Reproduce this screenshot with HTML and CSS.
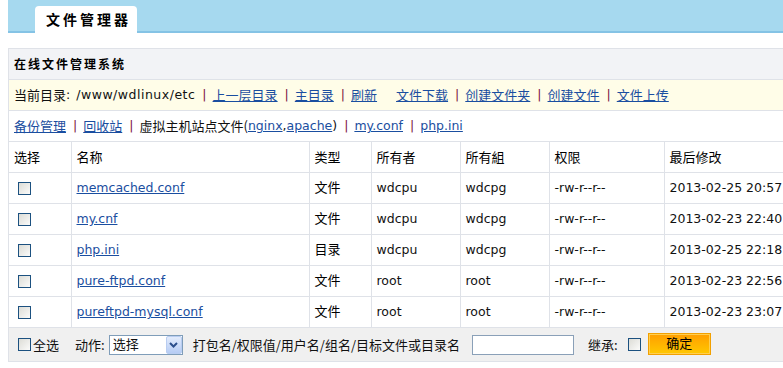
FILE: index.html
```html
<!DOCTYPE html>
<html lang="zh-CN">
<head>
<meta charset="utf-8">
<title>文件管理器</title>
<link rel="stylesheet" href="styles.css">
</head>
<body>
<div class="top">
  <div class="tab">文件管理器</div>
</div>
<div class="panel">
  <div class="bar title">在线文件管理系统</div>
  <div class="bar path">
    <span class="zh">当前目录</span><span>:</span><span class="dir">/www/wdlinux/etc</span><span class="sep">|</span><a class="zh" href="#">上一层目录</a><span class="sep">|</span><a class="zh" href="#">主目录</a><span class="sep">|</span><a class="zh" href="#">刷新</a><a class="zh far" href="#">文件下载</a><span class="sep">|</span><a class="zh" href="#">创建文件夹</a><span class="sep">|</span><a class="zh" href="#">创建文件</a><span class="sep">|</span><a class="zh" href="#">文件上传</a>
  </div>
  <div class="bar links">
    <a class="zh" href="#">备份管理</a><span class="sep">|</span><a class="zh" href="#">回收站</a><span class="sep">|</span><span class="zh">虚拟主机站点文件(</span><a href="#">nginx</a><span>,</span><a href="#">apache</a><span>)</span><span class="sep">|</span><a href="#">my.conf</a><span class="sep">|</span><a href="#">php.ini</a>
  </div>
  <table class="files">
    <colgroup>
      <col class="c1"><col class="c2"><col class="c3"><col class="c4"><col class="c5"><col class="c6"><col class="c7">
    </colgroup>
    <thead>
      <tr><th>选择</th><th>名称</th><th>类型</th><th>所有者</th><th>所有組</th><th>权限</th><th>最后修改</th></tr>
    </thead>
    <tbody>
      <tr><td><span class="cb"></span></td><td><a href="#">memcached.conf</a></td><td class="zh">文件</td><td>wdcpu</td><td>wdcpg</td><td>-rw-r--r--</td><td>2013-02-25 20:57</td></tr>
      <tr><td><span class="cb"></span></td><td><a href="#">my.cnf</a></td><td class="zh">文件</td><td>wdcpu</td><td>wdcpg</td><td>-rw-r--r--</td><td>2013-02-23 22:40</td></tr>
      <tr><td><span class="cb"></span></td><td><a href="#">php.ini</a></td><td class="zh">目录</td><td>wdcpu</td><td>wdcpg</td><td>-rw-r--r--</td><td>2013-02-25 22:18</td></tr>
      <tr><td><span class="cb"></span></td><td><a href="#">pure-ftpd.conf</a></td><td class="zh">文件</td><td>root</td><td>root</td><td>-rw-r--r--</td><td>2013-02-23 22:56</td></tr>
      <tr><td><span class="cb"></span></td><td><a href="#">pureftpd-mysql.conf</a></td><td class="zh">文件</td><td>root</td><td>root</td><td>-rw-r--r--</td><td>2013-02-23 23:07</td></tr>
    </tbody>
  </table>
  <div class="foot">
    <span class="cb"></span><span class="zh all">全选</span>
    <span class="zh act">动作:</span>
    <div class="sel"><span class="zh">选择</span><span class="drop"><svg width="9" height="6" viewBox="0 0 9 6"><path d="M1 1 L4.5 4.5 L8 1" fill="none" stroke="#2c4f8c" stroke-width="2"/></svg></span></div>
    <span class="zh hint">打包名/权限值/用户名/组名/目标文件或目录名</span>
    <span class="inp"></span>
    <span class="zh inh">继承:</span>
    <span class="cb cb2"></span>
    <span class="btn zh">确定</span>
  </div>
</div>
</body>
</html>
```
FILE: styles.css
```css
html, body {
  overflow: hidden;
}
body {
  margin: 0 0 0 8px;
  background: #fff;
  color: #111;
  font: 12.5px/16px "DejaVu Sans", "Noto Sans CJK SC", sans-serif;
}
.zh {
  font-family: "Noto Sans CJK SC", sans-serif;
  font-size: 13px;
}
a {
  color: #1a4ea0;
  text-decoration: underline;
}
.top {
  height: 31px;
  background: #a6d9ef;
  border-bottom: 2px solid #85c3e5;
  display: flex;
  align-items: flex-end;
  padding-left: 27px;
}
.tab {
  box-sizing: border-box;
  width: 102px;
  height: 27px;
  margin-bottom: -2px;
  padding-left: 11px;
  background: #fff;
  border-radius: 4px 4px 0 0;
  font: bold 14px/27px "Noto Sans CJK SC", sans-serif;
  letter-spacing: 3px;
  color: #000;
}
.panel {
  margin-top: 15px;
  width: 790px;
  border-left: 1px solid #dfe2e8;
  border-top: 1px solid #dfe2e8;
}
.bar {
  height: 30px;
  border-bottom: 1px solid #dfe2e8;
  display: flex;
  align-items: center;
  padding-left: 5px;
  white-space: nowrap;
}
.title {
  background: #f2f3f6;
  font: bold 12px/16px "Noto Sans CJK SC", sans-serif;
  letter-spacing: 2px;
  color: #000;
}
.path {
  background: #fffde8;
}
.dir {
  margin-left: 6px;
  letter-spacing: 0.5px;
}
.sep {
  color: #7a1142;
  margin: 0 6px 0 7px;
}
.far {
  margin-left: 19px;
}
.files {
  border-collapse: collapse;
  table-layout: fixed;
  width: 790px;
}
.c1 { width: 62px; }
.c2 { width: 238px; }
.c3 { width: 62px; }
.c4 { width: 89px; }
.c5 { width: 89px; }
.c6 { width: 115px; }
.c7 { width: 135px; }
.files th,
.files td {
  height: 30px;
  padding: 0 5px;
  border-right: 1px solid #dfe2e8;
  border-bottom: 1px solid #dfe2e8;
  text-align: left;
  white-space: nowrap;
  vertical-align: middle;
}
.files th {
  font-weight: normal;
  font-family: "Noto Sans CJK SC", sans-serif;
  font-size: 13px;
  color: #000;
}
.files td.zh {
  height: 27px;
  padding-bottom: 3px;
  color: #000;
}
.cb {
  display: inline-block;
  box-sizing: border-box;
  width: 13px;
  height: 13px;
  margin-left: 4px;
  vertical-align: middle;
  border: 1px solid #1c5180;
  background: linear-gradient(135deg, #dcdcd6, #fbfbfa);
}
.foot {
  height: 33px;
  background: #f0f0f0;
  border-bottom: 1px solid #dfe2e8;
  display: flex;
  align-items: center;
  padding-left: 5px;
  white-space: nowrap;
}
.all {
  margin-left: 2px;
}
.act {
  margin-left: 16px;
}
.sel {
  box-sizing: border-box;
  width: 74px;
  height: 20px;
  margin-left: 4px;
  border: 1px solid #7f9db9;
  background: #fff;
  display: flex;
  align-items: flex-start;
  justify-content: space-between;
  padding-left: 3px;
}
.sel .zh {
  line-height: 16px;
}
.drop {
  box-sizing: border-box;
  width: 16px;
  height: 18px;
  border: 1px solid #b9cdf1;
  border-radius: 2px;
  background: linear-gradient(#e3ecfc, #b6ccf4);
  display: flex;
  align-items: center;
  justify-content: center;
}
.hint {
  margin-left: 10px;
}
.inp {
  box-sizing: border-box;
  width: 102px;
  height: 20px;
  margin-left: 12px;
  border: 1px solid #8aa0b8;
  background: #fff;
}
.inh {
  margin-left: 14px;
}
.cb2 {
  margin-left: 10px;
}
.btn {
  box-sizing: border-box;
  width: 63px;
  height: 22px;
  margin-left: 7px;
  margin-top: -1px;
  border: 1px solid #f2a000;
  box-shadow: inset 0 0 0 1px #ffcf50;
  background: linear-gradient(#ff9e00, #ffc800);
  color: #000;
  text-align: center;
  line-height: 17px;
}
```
= = =
• [WHAT IS NEEDED]: Every line of the data should be copied as it stands, without the images.

• [THE COMPLETED TASK]:
Reproduce this screenshot with HTML and CSS.
FILE: index.html
```html
<!DOCTYPE html>
<html lang="zh-CN">
<head>
<meta charset="utf-8">
<title>文件管理器</title>
<link rel="stylesheet" href="styles.css">
</head>
<body>
<div class="top">
  <div class="tab">文件管理器</div>
</div>
<div class="panel">
  <div class="bar title">在线文件管理系统</div>
  <div class="bar path">
    <span class="zh">当前目录</span><span>:</span><span class="dir">/www/wdlinux/etc</span><span class="sep">|</span><a class="zh" href="#">上一层目录</a><span class="sep">|</span><a class="zh" href="#">主目录</a><span class="sep">|</span><a class="zh" href="#">刷新</a><a class="zh far" href="#">文件下载</a><span class="sep">|</span><a class="zh" href="#">创建文件夹</a><span class="sep">|</span><a class="zh" href="#">创建文件</a><span class="sep">|</span><a class="zh" href="#">文件上传</a>
  </div>
  <div class="bar links">
    <a class="zh" href="#">备份管理</a><span class="sep">|</span><a class="zh" href="#">回收站</a><span class="sep">|</span><span class="zh">虚拟主机站点文件(</span><a href="#">nginx</a><span>,</span><a href="#">apache</a><span>)</span><span class="sep">|</span><a href="#">my.conf</a><span class="sep">|</span><a href="#">php.ini</a>
  </div>
  <table class="files">
    <colgroup>
      <col class="c1"><col class="c2"><col class="c3"><col class="c4"><col class="c5"><col class="c6"><col class="c7">
    </colgroup>
    <thead>
      <tr><th>选择</th><th>名称</th><th>类型</th><th>所有者</th><th>所有組</th><th>权限</th><th>最后修改</th></tr>
    </thead>
    <tbody>
      <tr><td><span class="cb"></span></td><td><a href="#">memcached.conf</a></td><td class="zh">文件</td><td>wdcpu</td><td>wdcpg</td><td>-rw-r--r--</td><td>2013-02-25 20:57</td></tr>
      <tr><td><span class="cb"></span></td><td><a href="#">my.cnf</a></td><td class="zh">文件</td><td>wdcpu</td><td>wdcpg</td><td>-rw-r--r--</td><td>2013-02-23 22:40</td></tr>
      <tr><td><span class="cb"></span></td><td><a href="#">php.ini</a></td><td class="zh">目录</td><td>wdcpu</td><td>wdcpg</td><td>-rw-r--r--</td><td>2013-02-25 22:18</td></tr>
      <tr><td><span class="cb"></span></td><td><a href="#">pure-ftpd.conf</a></td><td class="zh">文件</td><td>root</td><td>root</td><td>-rw-r--r--</td><td>2013-02-23 22:56</td></tr>
      <tr><td><span class="cb"></span></td><td><a href="#">pureftpd-mysql.conf</a></td><td class="zh">文件</td><td>root</td><td>root</td><td>-rw-r--r--</td><td>2013-02-23 23:07</td></tr>
    </tbody>
  </table>
  <div class="foot">
    <span class="cb"></span><span class="zh all">全选</span>
    <span class="zh act">动作:</span>
    <div class="sel"><span class="zh">选择</span><span class="drop"><svg width="9" height="6" viewBox="0 0 9 6"><path d="M1 1 L4.5 4.5 L8 1" fill="none" stroke="#2c4f8c" stroke-width="2"/></svg></span></div>
    <span class="zh hint">打包名/权限值/用户名/组名/目标文件或目录名</span>
    <span class="inp"></span>
    <span class="zh inh">继承:</span>
    <span class="cb cb2"></span>
    <span class="btn zh">确定</span>
  </div>
</div>
</body>
</html>
```
FILE: styles.css
```css
html, body {
  overflow: hidden;
}
body {
  margin: 0 0 0 8px;
  background: #fff;
  color: #111;
  font: 12.5px/16px "DejaVu Sans", "Noto Sans CJK SC", sans-serif;
}
.zh {
  font-family: "Noto Sans CJK SC", sans-serif;
  font-size: 13px;
}
a {
  color: #1a4ea0;
  text-decoration: underline;
}
.top {
  height: 31px;
  background: #a6d9ef;
  border-bottom: 2px solid #85c3e5;
  display: flex;
  align-items: flex-end;
  padding-left: 27px;
}
.tab {
  box-sizing: border-box;
  width: 102px;
  height: 27px;
  margin-bottom: -2px;
  padding-left: 11px;
  background: #fff;
  border-radius: 4px 4px 0 0;
  font: bold 14px/27px "Noto Sans CJK SC", sans-serif;
  letter-spacing: 3px;
  color: #000;
}
.panel {
  margin-top: 15px;
  width: 790px;
  border-left: 1px solid #dfe2e8;
  border-top: 1px solid #dfe2e8;
}
.bar {
  height: 30px;
  border-bottom: 1px solid #dfe2e8;
  display: flex;
  align-items: center;
  padding-left: 5px;
  white-space: nowrap;
}
.title {
  background: #f2f3f6;
  font: bold 12px/16px "Noto Sans CJK SC", sans-serif;
  letter-spacing: 2px;
  color: #000;
}
.path {
  background: #fffde8;
}
.dir {
  margin-left: 6px;
  letter-spacing: 0.5px;
}
.sep {
  color: #7a1142;
  margin: 0 6px 0 7px;
}
.far {
  margin-left: 19px;
}
.files {
  border-collapse: collapse;
  table-layout: fixed;
  width: 790px;
}
.c1 { width: 62px; }
.c2 { width: 238px; }
.c3 { width: 62px; }
.c4 { width: 89px; }
.c5 { width: 89px; }
.c6 { width: 115px; }
.c7 { width: 135px; }
.files th,
.files td {
  height: 30px;
  padding: 0 5px;
  border-right: 1px solid #dfe2e8;
  border-bottom: 1px solid #dfe2e8;
  text-align: left;
  white-space: nowrap;
  vertical-align: middle;
}
.files th {
  font-weight: normal;
  font-family: "Noto Sans CJK SC", sans-serif;
  font-size: 13px;
  color: #000;
}
.files td.zh {
  height: 27px;
  padding-bottom: 3px;
  color: #000;
}
.cb {
  display: inline-block;
  box-sizing: border-box;
  width: 13px;
  height: 13px;
  margin-left: 4px;
  vertical-align: middle;
  border: 1px solid #1c5180;
  background: linear-gradient(135deg, #dcdcd6, #fbfbfa);
}
.foot {
  height: 33px;
  background: #f0f0f0;
  border-bottom: 1px solid #dfe2e8;
  display: flex;
  align-items: center;
  padding-left: 5px;
  white-space: nowrap;
}
.all {
  margin-left: 2px;
}
.act {
  margin-left: 16px;
}
.sel {
  box-sizing: border-box;
  width: 74px;
  height: 20px;
  margin-left: 4px;
  border: 1px solid #7f9db9;
  background: #fff;
  display: flex;
  align-items: flex-start;
  justify-content: space-between;
  padding-left: 3px;
}
.sel .zh {
  line-height: 16px;
}
.drop {
  box-sizing: border-box;
  width: 16px;
  height: 18px;
  border: 1px solid #b9cdf1;
  border-radius: 2px;
  background: linear-gradient(#e3ecfc, #b6ccf4);
  display: flex;
  align-items: center;
  justify-content: center;
}
.hint {
  margin-left: 10px;
}
.inp {
  box-sizing: border-box;
  width: 102px;
  height: 20px;
  margin-left: 12px;
  border: 1px solid #8aa0b8;
  background: #fff;
}
.inh {
  margin-left: 14px;
}
.cb2 {
  margin-left: 10px;
}
.btn {
  box-sizing: border-box;
  width: 63px;
  height: 22px;
  margin-left: 7px;
  margin-top: -1px;
  border: 1px solid #f2a000;
  box-shadow: inset 0 0 0 1px #ffcf50;
  background: linear-gradient(#ff9e00, #ffc800);
  color: #000;
  text-align: center;
  line-height: 17px;
}
```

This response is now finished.